If the city doesn't want to use its general fund, it could pass a serial levy.

A four-year serial levy on property taxes that raised $5 million a year would cost the average homeowner roughly $105 a year, based on the city's experience with the recent library levy. A levy that raised $10 million per year would cost about $210 on average.

But the city doesn't have to use a property tax. The city is studying a variety of more progressive taxes that could partially replace property taxes and/or increase city revenues.
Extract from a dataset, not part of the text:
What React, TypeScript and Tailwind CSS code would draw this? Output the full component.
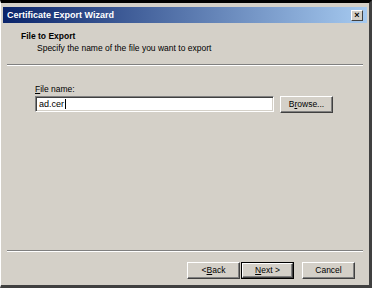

Most of the taxes would hit corporations and the wealthy harder than people on low incomes.

-- A 1 percent individual income tax would raise about $43 million a year.

-- A 10 percent surcharge on individual state income tax liability would raise about $27 million a year.

-- A surcharge on state income taxes for those earning more than $100,000 a year (beginning at 2 percent and increasing to 4 percent for incomes over $500,000) would generate roughly $5 million per year.

-- A 0.1 percent tax on gross business receipts would raise about $11 million per year.

-- A 1 percent corporate excise tax would raise about $2.14 million a year.

-- A 10 percent surcharge on state corporate excise taxes would raise about $1.42 million per year.

Even the more regressive property taxes would likely be supported by Eugene voters. In 1998, 4J passed a $12.2 million bond measure with 66 percent support. In 2000, 64 percent supported 4J's local option levy. Last year, a 4J survey found 68 percent support for a possible $150 million bond measure to build new schools that would cost the average homeowner $150 a year.

With such strong support for schools in Eugene, Shaw says she's surprised the city hasn't stepped in for kids earlier. "It's a natural for Eugene."